** begin **
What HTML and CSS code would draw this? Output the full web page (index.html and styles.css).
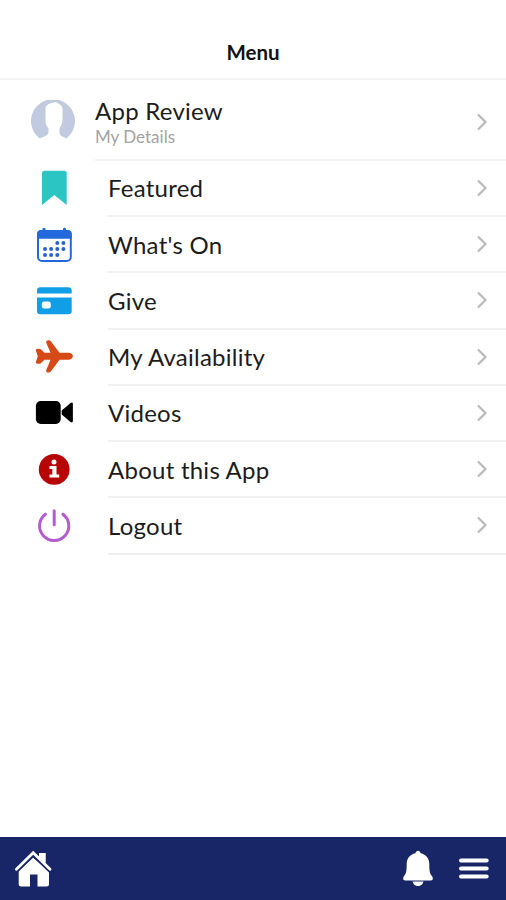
FILE: index.html
```html
<!DOCTYPE html>
<html lang="en">
<head>
    <meta charset="UTF-8">
    <meta name="viewport" content="width=device-width, initial-scale=1.0">
    <title>Menu</title>
    <link rel="stylesheet" href="styles.css">
</head>
<body>
    <header class="header">
        <h1>Menu</h1>
    </header>

    <main class="menu">
        <!-- Profile -->
        <a class="profile">
            <svg class="avatar" viewBox="0 0 44 44">
                <path fill="#c2cadf" d="M8.500 38.500A22 22 0 1 1 35.500 38.500C31 36.500 28.500 35 28.500 32.500V28C31 25 31.500 22 31.500 17V8C30 4 27 3.500 24.500 2C22 3 16 3 14.500 7.500V18C14.500 23 15 26 17.500 28V32.500C17 35.500 13 36.500 8.500 38.500Z"/>
            </svg>
            <div class="profile-content">
                <div class="profile-text">
                    <div class="profile-name">App Review</div>
                    <div class="profile-details">My Details</div>
                </div>
                <svg class="chevron" viewBox="0 0 12 18"><path d="M2 1.500L9.500 9L2 16.500"/></svg>
            </div>
        </a>

        <!-- Menu items -->
        <a class="item">
            <svg class="icon" viewBox="0 0 44 44">
                <path fill="#2bc5c4" d="M10 39V7.200Q10 4.700 12.500 4.700H32.200Q34.700 4.700 34.700 7.200V39L22.300 29Z"/>
            </svg>
            <div class="item-content">
                <span>Featured</span>
                <svg class="chevron" viewBox="0 0 12 18"><path d="M2 1.500L9.500 9L2 16.500"/></svg>
            </div>
        </a>
        <a class="item">
            <svg class="icon" viewBox="0 0 44 44">
                <rect x="6" y="8" width="32.800" height="30" rx="4" fill="#fff" stroke="#2469dc" stroke-width="2"/>
                <path fill="#2469dc" d="M5 15.800V11Q5 7 9 7H10.500V5.500Q12 4 13.500 5.500V7H31V5.500Q32.500 4 34 5.500V7H35.800Q39.800 7 39.800 11V15.800Z"/>
                <g fill="#2763cf">
                    <circle cx="25.300" cy="19.900" r="2"/><circle cx="31.400" cy="19.900" r="2"/>
                    <circle cx="13" cy="25.900" r="2"/><circle cx="19.100" cy="25.900" r="2"/><circle cx="25.300" cy="25.900" r="2"/><circle cx="31.400" cy="25.900" r="2"/>
                    <circle cx="13" cy="31.900" r="2"/><circle cx="19.100" cy="31.900" r="2"/><circle cx="25.300" cy="31.900" r="2"/>
                </g>
            </svg>
            <div class="item-content">
                <span>What's On</span>
                <svg class="chevron" viewBox="0 0 12 18"><path d="M2 1.500L9.500 9L2 16.500"/></svg>
            </div>
        </a>
        <a class="item">
            <svg class="icon" viewBox="0 0 44 44">
                <path fill="#109fe6" d="M5 14.400V11.500Q5 8.200 8.300 8.200H36.400Q39.700 8.200 39.700 11.500V14.400ZM5 18.600H39.700V32Q39.700 35.300 36.400 35.300H8.300Q5 35.300 5 32Z"/>
                <rect x="9.800" y="22.600" width="9" height="6.800" rx="2.500" fill="#fff"/>
            </svg>
            <div class="item-content">
                <span>Give</span>
                <svg class="chevron" viewBox="0 0 12 18"><path d="M2 1.500L9.500 9L2 16.500"/></svg>
            </div>
        </a>
        <a class="item">
            <svg class="icon" viewBox="0 0 44 44">
                <path fill="#d64a17" d="M14.200 7.500C13.400 5.200 17.400 4.200 19 6.500L27.500 17.800H37C42.200 18.500 42.200 24 37 24.700H27.500L19 36.200C17.400 38.500 13.400 37.500 14.200 35.200L18.500 24.700H12.500L8.500 28.500Q4 29.300 3.700 27.500L5.800 21.300L3.700 15Q4 13.300 8.500 14L12.500 17.800H18.500Z"/>
            </svg>
            <div class="item-content">
                <span>My Availability</span>
                <svg class="chevron" viewBox="0 0 12 18"><path d="M2 1.500L9.500 9L2 16.500"/></svg>
            </div>
        </a>
        <a class="item">
            <svg class="icon" viewBox="0 0 44 44">
                <rect x="3.900" y="10" width="24.800" height="23" rx="4.800"/>
                <path d="M29.700 19.500L38.500 12Q40.900 10.800 40.900 13V30Q40.900 32.200 38.500 31L29.700 23.500Z"/>
            </svg>
            <div class="item-content">
                <span>Videos</span>
                <svg class="chevron" viewBox="0 0 12 18"><path d="M2 1.500L9.500 9L2 16.500"/></svg>
            </div>
        </a>
        <a class="item">
            <svg class="icon" viewBox="0 0 44 44">
                <circle cx="22.200" cy="21.400" r="15.400" fill="#b70404"/>
                <circle cx="22" cy="14" r="2.500" fill="#fff"/>
                <path fill="#fff" d="M17.500 18H24.500V26.600H27.200V29.500H17.500V26.600H20.300V20.900H17.500Z"/>
            </svg>
            <div class="item-content">
                <span>About this App</span>
                <svg class="chevron" viewBox="0 0 12 18"><path d="M2 1.500L9.500 9L2 16.500"/></svg>
            </div>
        </a>
        <a class="item">
            <svg class="icon" viewBox="0 0 44 44">
                <path fill="none" stroke="#b45bcf" stroke-width="3" stroke-linecap="round" d="M22.200 6.800V20.800M13.400 10.200A14.600 14.600 0 1 0 31 10.200"/>
            </svg>
            <div class="item-content">
                <span>Logout</span>
                <svg class="chevron" viewBox="0 0 12 18"><path d="M2 1.500L9.500 9L2 16.500"/></svg>
            </div>
        </a>
    </main>

    <nav class="tabbar">
        <svg class="tab-home" viewBox="0 0 38 38">
            <path fill="#fff" d="M4.700 21L19 7.500L35 21V34Q35 36.500 32.500 36.500H23.500V24.500H16V36.500H7.200Q4.700 36.500 4.700 34Z"/>
            <path fill="#fff" d="M25 3H31.500V14L25 8Z"/>
            <path fill="none" stroke="#182667" stroke-width="5" d="M1 21.500L19.200 4L37.500 21.500"/>
            <path fill="none" stroke="#fff" stroke-width="2.800" stroke-linecap="round" d="M2.400 19.300L19.200 2.800L36 19.300"/>
            <path fill="#fff" d="M25 3H31.500V14L25 8Z"/>
        </svg>
        <div class="tab-right">
            <svg class="tab-bell" viewBox="0 0 32 38">
                <path fill="#fff" d="M16 .8Q18.200 .8 18.700 3.300C24 4.500 27.300 8.500 27.300 14.500C27.300 21.500 28 24 30.300 26.500Q32 30.500 28.500 30.500H3.500Q0 30.500 1.700 26.500C4 24 4.700 21.500 4.700 14.500C4.700 8.500 8 4.500 13.300 3.300Q13.800 .8 16 .8ZM10.500 31.600H21.500Q20.500 36 16 36Q11.500 36 10.500 31.600Z"/>
            </svg>
            <svg class="tab-menu" viewBox="0 0 32 22">
                <path fill="none" stroke="#fff" stroke-width="4" stroke-linecap="round" d="M3 2.600H28.700M3 10.600H28.700M3 18.600H28.700"/>
            </svg>
        </div>
    </nav>
</body>
</html>
```
FILE: styles.css
```css
* {
    box-sizing: border-box;
}
body {
    margin: 0;
    height: 100vh;
    display: flex;
    flex-direction: column;
    background-color: #fff;
    color: #1c1c1c;
    font-family: Lato, "Open Sans", sans-serif;
}
svg {
    display: block;
    flex-shrink: 0;
}
.header {
    height: 80px;
    padding-top: 26px;
    border-bottom: 2px solid #f4f4f4;
    text-align: center;
}
h1 {
    margin: 0;
    font-size: 20.5px;
    line-height: 53px;
    font-weight: 700;
    color: #111;
}
.menu {
    flex: 1;
}
.profile {
    display: flex;
    height: 80.75px;
    padding-left: 31px;
}
.avatar {
    width: 44px;
    height: 44px;
    margin-top: 20px;
}
.profile-content {
    flex: 1;
    display: flex;
    align-items: center;
    justify-content: space-between;
    margin-left: 20px;
    padding: 5px 18px 0 0;
    border-bottom: 2px solid #f1f1f1;
}
.profile-name {
    font-size: 24px;
    line-height: 28px;
    letter-spacing: 0.25px;
}
.profile-details {
    margin-top: 2px;
    font-size: 17px;
    line-height: 20px;
    color: #a3a3a3;
}
.item {
    display: flex;
    align-items: center;
    height: 56.25px;
    padding-left: 32px;
}
.icon {
    width: 44px;
    height: 44px;
    margin-bottom: 1px;
}
.item-content {
    flex: 1;
    display: flex;
    align-items: center;
    justify-content: space-between;
    height: 100%;
    margin-left: 32px;
    padding-right: 18px;
    border-bottom: 2px solid #f1f1f1;
    font-size: 24px;
    letter-spacing: 0.25px;
}
.chevron {
    width: 12px;
    height: 18px;
    fill: none;
    stroke: #b9b9b9;
    stroke-width: 2.2;
}
.tabbar {
    display: flex;
    align-items: center;
    justify-content: space-between;
    height: 63px;
    padding: 0 16px 0 14px;
    background-color: #182667;
}
.tab-home {
    width: 38px;
    height: 38px;
}
.tab-right {
    display: flex;
    align-items: center;
    gap: 24px;
}
.tab-bell {
    width: 32px;
    height: 38px;
}
.tab-menu {
    width: 32px;
    height: 22px;
}
```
** end **
#### Your task
From the data above, pick out each line containing "styles" and copy it.

#### Complete answer
What HTML and CSS code would draw this? Output the full web page (index.html and styles.css).
    <link rel="stylesheet" href="styles.css">
FILE: styles.css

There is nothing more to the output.